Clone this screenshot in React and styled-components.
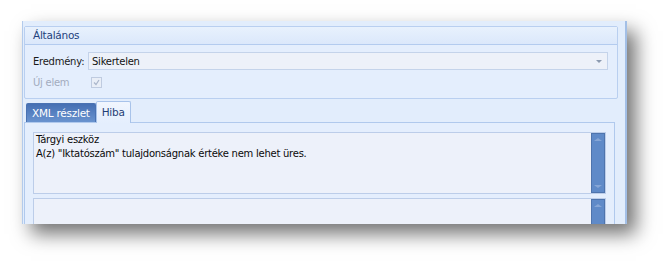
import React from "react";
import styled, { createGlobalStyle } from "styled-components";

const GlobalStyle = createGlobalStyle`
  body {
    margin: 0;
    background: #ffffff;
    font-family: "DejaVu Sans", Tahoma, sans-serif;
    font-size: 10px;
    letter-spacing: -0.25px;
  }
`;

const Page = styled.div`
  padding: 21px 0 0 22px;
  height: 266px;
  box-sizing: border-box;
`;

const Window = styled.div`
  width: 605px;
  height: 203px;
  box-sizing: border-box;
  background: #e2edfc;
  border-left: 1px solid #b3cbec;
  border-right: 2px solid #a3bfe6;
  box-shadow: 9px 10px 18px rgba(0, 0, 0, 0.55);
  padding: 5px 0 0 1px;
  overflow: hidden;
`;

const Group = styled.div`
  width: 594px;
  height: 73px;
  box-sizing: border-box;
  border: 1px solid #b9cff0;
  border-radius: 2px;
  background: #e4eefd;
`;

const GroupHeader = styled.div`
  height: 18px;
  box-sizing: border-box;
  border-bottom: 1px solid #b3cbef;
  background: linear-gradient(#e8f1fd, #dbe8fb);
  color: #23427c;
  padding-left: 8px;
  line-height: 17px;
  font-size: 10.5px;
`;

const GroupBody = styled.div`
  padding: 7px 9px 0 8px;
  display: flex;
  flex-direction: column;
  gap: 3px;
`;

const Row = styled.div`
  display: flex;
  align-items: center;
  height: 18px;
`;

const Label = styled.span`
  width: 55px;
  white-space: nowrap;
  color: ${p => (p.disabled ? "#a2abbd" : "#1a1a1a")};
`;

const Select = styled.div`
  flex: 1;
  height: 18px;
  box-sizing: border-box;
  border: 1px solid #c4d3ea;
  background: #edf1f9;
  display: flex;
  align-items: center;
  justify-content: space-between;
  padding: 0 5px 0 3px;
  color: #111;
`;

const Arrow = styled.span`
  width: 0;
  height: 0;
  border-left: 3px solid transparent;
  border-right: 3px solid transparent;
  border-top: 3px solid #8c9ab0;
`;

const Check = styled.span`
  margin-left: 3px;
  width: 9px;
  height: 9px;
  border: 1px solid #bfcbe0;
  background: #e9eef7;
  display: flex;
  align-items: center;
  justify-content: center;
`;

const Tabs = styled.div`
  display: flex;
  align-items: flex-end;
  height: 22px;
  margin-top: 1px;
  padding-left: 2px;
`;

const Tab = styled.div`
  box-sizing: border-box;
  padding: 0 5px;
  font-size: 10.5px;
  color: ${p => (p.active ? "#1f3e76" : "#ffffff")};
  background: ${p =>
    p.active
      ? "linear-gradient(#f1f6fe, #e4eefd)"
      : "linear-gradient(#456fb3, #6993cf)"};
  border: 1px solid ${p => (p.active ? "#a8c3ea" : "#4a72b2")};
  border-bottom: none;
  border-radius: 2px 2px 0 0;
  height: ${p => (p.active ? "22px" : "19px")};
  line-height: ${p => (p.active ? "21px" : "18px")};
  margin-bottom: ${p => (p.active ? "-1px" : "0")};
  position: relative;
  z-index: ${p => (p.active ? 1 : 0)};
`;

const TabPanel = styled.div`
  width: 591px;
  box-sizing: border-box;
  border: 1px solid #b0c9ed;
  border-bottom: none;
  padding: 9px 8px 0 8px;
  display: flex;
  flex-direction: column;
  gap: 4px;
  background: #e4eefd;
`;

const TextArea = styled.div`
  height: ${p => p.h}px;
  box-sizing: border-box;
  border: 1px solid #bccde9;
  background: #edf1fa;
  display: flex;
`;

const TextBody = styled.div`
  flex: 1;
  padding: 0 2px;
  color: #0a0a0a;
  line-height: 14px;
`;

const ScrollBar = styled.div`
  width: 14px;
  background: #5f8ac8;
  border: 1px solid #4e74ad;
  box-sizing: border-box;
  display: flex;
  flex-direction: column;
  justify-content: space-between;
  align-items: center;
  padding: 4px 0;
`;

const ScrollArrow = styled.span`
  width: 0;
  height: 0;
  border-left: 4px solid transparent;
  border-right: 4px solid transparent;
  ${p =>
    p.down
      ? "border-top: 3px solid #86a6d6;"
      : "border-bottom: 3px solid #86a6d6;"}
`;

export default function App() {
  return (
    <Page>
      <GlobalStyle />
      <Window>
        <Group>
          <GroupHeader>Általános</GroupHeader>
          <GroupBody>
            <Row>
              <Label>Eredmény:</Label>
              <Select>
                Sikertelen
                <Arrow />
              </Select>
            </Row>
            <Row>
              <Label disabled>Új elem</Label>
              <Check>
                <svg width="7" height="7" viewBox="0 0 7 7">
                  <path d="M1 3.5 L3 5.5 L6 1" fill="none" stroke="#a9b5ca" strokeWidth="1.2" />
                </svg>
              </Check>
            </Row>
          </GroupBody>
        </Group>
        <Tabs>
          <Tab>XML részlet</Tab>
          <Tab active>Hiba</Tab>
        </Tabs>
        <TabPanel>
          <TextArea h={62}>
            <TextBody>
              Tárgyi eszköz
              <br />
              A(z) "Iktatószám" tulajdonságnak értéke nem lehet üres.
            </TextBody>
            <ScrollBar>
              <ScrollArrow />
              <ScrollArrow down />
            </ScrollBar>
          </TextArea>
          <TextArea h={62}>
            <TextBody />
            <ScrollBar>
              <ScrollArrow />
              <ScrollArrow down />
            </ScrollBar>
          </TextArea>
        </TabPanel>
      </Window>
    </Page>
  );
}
------------------------------------------------------------
→ Written task
Reproduce the material above in full, exactly, with no images.

→ Output for this exercise
Clone this screenshot in React and styled-components.
import React from "react";
import styled, { createGlobalStyle } from "styled-components";

const GlobalStyle = createGlobalStyle`
  body {
    margin: 0;
    background: #ffffff;
    font-family: "DejaVu Sans", Tahoma, sans-serif;
    font-size: 10px;
    letter-spacing: -0.25px;
  }
`;

const Page = styled.div`
  padding: 21px 0 0 22px;
  height: 266px;
  box-sizing: border-box;
`;

const Window = styled.div`
  width: 605px;
  height: 203px;
  box-sizing: border-box;
  background: #e2edfc;
  border-left: 1px solid #b3cbec;
  border-right: 2px solid #a3bfe6;
  box-shadow: 9px 10px 18px rgba(0, 0, 0, 0.55);
  padding: 5px 0 0 1px;
  overflow: hidden;
`;

const Group = styled.div`
  width: 594px;
  height: 73px;
  box-sizing: border-box;
  border: 1px solid #b9cff0;
  border-radius: 2px;
  background: #e4eefd;
`;

const GroupHeader = styled.div`
  height: 18px;
  box-sizing: border-box;
  border-bottom: 1px solid #b3cbef;
  background: linear-gradient(#e8f1fd, #dbe8fb);
  color: #23427c;
  padding-left: 8px;
  line-height: 17px;
  font-size: 10.5px;
`;

const GroupBody = styled.div`
  padding: 7px 9px 0 8px;
  display: flex;
  flex-direction: column;
  gap: 3px;
`;

const Row = styled.div`
  display: flex;
  align-items: center;
  height: 18px;
`;

const Label = styled.span`
  width: 55px;
  white-space: nowrap;
  color: ${p => (p.disabled ? "#a2abbd" : "#1a1a1a")};
`;

const Select = styled.div`
  flex: 1;
  height: 18px;
  box-sizing: border-box;
  border: 1px solid #c4d3ea;
  background: #edf1f9;
  display: flex;
  align-items: center;
  justify-content: space-between;
  padding: 0 5px 0 3px;
  color: #111;
`;

const Arrow = styled.span`
  width: 0;
  height: 0;
  border-left: 3px solid transparent;
  border-right: 3px solid transparent;
  border-top: 3px solid #8c9ab0;
`;

const Check = styled.span`
  margin-left: 3px;
  width: 9px;
  height: 9px;
  border: 1px solid #bfcbe0;
  background: #e9eef7;
  display: flex;
  align-items: center;
  justify-content: center;
`;

const Tabs = styled.div`
  display: flex;
  align-items: flex-end;
  height: 22px;
  margin-top: 1px;
  padding-left: 2px;
`;

const Tab = styled.div`
  box-sizing: border-box;
  padding: 0 5px;
  font-size: 10.5px;
  color: ${p => (p.active ? "#1f3e76" : "#ffffff")};
  background: ${p =>
    p.active
      ? "linear-gradient(#f1f6fe, #e4eefd)"
      : "linear-gradient(#456fb3, #6993cf)"};
  border: 1px solid ${p => (p.active ? "#a8c3ea" : "#4a72b2")};
  border-bottom: none;
  border-radius: 2px 2px 0 0;
  height: ${p => (p.active ? "22px" : "19px")};
  line-height: ${p => (p.active ? "21px" : "18px")};
  margin-bottom: ${p => (p.active ? "-1px" : "0")};
  position: relative;
  z-index: ${p => (p.active ? 1 : 0)};
`;

const TabPanel = styled.div`
  width: 591px;
  box-sizing: border-box;
  border: 1px solid #b0c9ed;
  border-bottom: none;
  padding: 9px 8px 0 8px;
  display: flex;
  flex-direction: column;
  gap: 4px;
  background: #e4eefd;
`;

const TextArea = styled.div`
  height: ${p => p.h}px;
  box-sizing: border-box;
  border: 1px solid #bccde9;
  background: #edf1fa;
  display: flex;
`;

const TextBody = styled.div`
  flex: 1;
  padding: 0 2px;
  color: #0a0a0a;
  line-height: 14px;
`;

const ScrollBar = styled.div`
  width: 14px;
  background: #5f8ac8;
  border: 1px solid #4e74ad;
  box-sizing: border-box;
  display: flex;
  flex-direction: column;
  justify-content: space-between;
  align-items: center;
  padding: 4px 0;
`;

const ScrollArrow = styled.span`
  width: 0;
  height: 0;
  border-left: 4px solid transparent;
  border-right: 4px solid transparent;
  ${p =>
    p.down
      ? "border-top: 3px solid #86a6d6;"
      : "border-bottom: 3px solid #86a6d6;"}
`;

export default function App() {
  return (
    <Page>
      <GlobalStyle />
      <Window>
        <Group>
          <GroupHeader>Általános</GroupHeader>
          <GroupBody>
            <Row>
              <Label>Eredmény:</Label>
              <Select>
                Sikertelen
                <Arrow />
              </Select>
            </Row>
            <Row>
              <Label disabled>Új elem</Label>
              <Check>
                <svg width="7" height="7" viewBox="0 0 7 7">
                  <path d="M1 3.5 L3 5.5 L6 1" fill="none" stroke="#a9b5ca" strokeWidth="1.2" />
                </svg>
              </Check>
            </Row>
          </GroupBody>
        </Group>
        <Tabs>
          <Tab>XML részlet</Tab>
          <Tab active>Hiba</Tab>
        </Tabs>
        <TabPanel>
          <TextArea h={62}>
            <TextBody>
              Tárgyi eszköz
              <br />
              A(z) "Iktatószám" tulajdonságnak értéke nem lehet üres.
            </TextBody>
            <ScrollBar>
              <ScrollArrow />
              <ScrollArrow down />
            </ScrollBar>
          </TextArea>
          <TextArea h={62}>
            <TextBody />
            <ScrollBar>
              <ScrollArrow />
              <ScrollArrow down />
            </ScrollBar>
          </TextArea>
        </TabPanel>
      </Window>
    </Page>
  );
}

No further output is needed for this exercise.